J'observe d'ailleurs le profil bas des écolosceptiques, des confréries du tout pétrole et des pourfendeurs récurrents du principe de précaution. "La science a fait de nous des dieux avant de faire de nous des hommes", craignait Jean Rostand. La technologie sans finalité consentie et sans humilité peut faire de nous des monstres. Comme pour Tchernobyl, la démonstration est faite encore que le génie humain a ses limites, que l'homme est faillible et donc que le pire est toujours possible. À l'aune des OGM, des nanotechnologies, de la fusion nucléaire, et de toutes ces promesses qui mettent en transe les scientistes de tout poil, actons que l'homme est désormais en mesure de générer des phénomènes qui lui échappent et qu'il ne contrôle plus. Quel symbole pathétique de voir tous les moyens économiques et technologiques de BP impuissants pour réparer leurs erreurs! Comme avec le volcan islandais Eyjafjöll, il est dommage que la nature ait besoin de nous confronter violemment à notre propre insignifiance pour nous rappeler l'ordre des choses.
Qu'au moins ce qui se passe là-bas nous permette lucidement de nous interroger sur notre addiction à cette énergie fossile. Pourrions-nous enfin entrer en période de dégrisement et admettre que le bal est clos! Loin de moi l'idée de nier que le pétrole, comme le charbon, a propulsé l'humanité dans un virage historique en démultipliant sa force et en le libérant de beaucoup de pénibilités; comme l'ordinateur décuple aujourd'hui notre intelligence et libère peut-être notre esprit.
Allons-nous pour autant saccager et retourner toute la planète pour extraire jusqu'à la dernière goutte de l'or noir, ou enfin nous projeter dans l'après pétrole? À creuser toujours plus profond, les risques que la production nous échappe sont toujours plus grands. Il en va du pétrole en grande profondeur comme des schistes bitumineux du Canada. Quels sacrifices sommes-nous prêts à imposer à notre environnement pour quelques litres en plus? Allons-nous attendre que la physique s'impose, en clair que les stocks s'épuisent, pour décréter la mobilisation, ou au contraire planifier la transition? Allons-nous observer l'économie s'étouffer à mesure que les réserves se contractent, ou au contraire en créer une nouvelle autour de l'efficacité énergétique, des économies d'énergie et des énergies alternatives et renouvelables? Pouvons-nous douter que les relations géopolitiques se crisperont en même temps que les réserves s'amenuiseront? Combien de guerres et de millions de dollars faudra-t-il encore pour que chacun essaye de faire main basse sur les reliques du précieux liquide?
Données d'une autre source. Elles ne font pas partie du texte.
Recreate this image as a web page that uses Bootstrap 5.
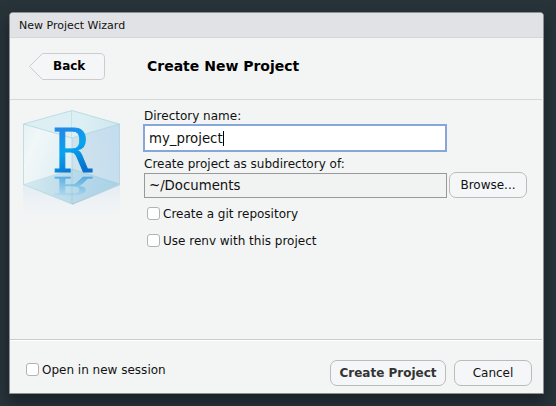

Puis-je rappeler qu'il en est du pétrole comme de nos autres ressources naturelles? Nous ne bénéficions pas d'un stock illimité dont l'approvisionnement serait régi par les forces du marché. Puis-je également rappeler que pour le moment, et sans doute pour longtemps, il n'y a pas de substitut efficient?
Au moment où l'Europe semble hésiter sur ses ambitions climatiques, toutes ces questions font sens, car les moyens pour lutter contre les changements climatiques sont autant d'outils indispensables pour s'affranchir des énergies fossiles et anticiper l'après pétrole. Dit autrement, le climat et le pic pétrolier sont deux arguments massues pour réduire drastiquement notre dépendance au sacré pétrole!
* Président de la Fondation pour la Nature et l'Homme.